Security considerations
- Treat API keys, tokens, and OAuth client secrets as secrets. Store shared credentials in a project connection and limit project access to authorized users.
- Apply the least-privilege principle for managed identity and Microsoft Entra access.
- Review which headers you forward to backends. Remove only headers that you don’t need, and avoid stripping required authentication headers.
Troubleshooting
| Problem | Cause | Resolution |
|---|---|---|
| The tool still calls the MCP server directly. | The tool was created before the AI gateway was connected, or the tool isn’t eligible for gateway routing (for example, it uses managed OAuth). | Re-create the tool after the AI gateway is connected. Confirm that the tool is an MCP tool that doesn’t use managed OAuth. |
| Tool calls fail after you add API Management policies. | A policy blocks traffic (rate limits, IP filtering) or modifies headers that the MCP server requires. | Temporarily disable policies to isolate the cause, and then refine the policy conditions.
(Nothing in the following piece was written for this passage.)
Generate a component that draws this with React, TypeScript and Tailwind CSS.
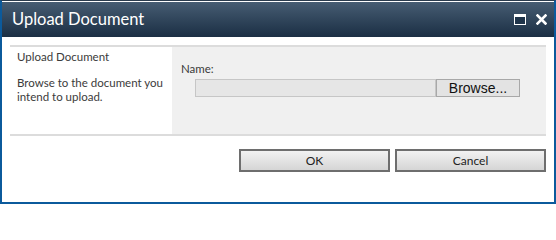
import React from 'react';

const uiFont = { fontFamily: 'Lato, "Open Sans", sans-serif' };

// 对话框标题栏右侧的小按钮
function MaximizeIcon() {
  return (
    <svg width="12" height="11" viewBox="0 0 12 11">
      <rect x="0.5" y="0.5" width="11" height="10" fill="#1f344a" stroke="#ffffff" />
      <rect x="1" y="1" width="10" height="2" fill="#ffffff" />
    </svg>
  );
}

function CloseIcon() {
  return (
    <svg width="11" height="11" viewBox="0 0 11 11">
      <path d="M1.5 1.5 L9.5 9.5 M9.5 1.5 L1.5 9.5" stroke="#ffffff" strokeWidth="2.6" strokeLinecap="square" />
    </svg>
  );
}

export default function App() {
  return (
    <div className="w-[556px] h-[204px] bg-white overflow-hidden" style={uiFont}>
      <div className="w-full h-full flex flex-col border-l-2 border-r-2 border-b-2 border-t border-[#0b5a9c] border-t-[#2b3c4e] box-border">
        {/* 标题栏 */}
        <div className="h-[35px] mt-[1px] flex items-center justify-between pl-[10px] pr-[7px] bg-gradient-to-b from-[#475d73] to-[#1b2f44]">
          <span className="text-white text-[16.5px] leading-none">Upload Document</span>
          <div className="flex items-center gap-[10px]">
            <MaximizeIcon />
            <CloseIcon />
          </div>
        </div>

        {/* 内容 */}
        <div className="flex-1 px-[8px] pt-[8px]">
          <div className="h-[2px] bg-[#dcdcdc]" />
          <div className="flex h-[87px]">
            <div className="w-[162px] pl-[7px] pt-[3px] text-[11.5px] text-[#3b3b3b] leading-[14px]">
              <div>Upload Document</div>
              <div className="mt-[12px]">Browse to the document you intend to upload.</div>
            </div>
            <div className="flex-1 bg-[#f0f0f0] pl-[9px] pt-[15px]">
              <div className="text-[11.5px] text-[#3b3b3b] leading-[14px]">Name:</div>
              <div className="flex mt-[3px] ml-[14px]">
                <div className="w-[241px] h-[18px] bg-[#e6e6e6] border border-[#c6c6c6]" />
                <button
                  className="w-[84px] h-[18px] bg-[#e3e3e3] border border-[#a8a8a8] text-[14px] leading-none text-[#111] flex items-center justify-center"
                  style={{ fontFamily: '"Liberation Sans", Arial, sans-serif' }}
                >
                  Browse...
                </button>
              </div>
            </div>
          </div>
          <div className="h-[2px] bg-[#dcdcdc]" />

          {/* 按钮 */}
          <div className="flex justify-end gap-[5px] mt-[13px]">
            <button className="w-[151px] h-[23px] border-2 border-[#6e6e6e] bg-gradient-to-b from-[#f2f2f2] to-[#d5d5d5] text-[12px] text-[#222] flex items-center justify-center">
              OK
            </button>
            <button className="w-[151px] h-[23px] border-2 border-[#6e6e6e] bg-gradient-to-b from-[#f2f2f2] to-[#d5d5d5] text-[12px] text-[#222] flex items-center justify-center">
              Cancel
            </button>
          </div>
        </div>
      </div>
    </div>
  );
}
Avoid deleting required authentication headers. |
| OAuth sign-in fails for custom OAuth identity passthrough. | Redirect URL or OAuth app configuration is incorrect. | Re-check the redirect URL in your OAuth app registration and confirm required OAuth settings. For options and terminology, see Set up authentication for Model Context Protocol (MCP) tools (preview). |
| You don’t see request traces in the AI gateway. | The AI gateway doesn’t log tool traces. | Use API Management logging and metrics for gateway traffic. Use your MCP server logs for tool-level details. |
Limitations
- AI gateways support only MCP tools. Foundry-based tools such as SharePoint, code-first MCP tools, tools with managed OAuth, or OpenAPI tools aren’t supported.
- AI gateways don’t log tool traces.
- Gateway routing is applied only at tool creation. Existing tools aren’t automatically mediated with AI gateways.
- API gateways support the application of API Management policies only in the Azure portal, not the Foundry portal.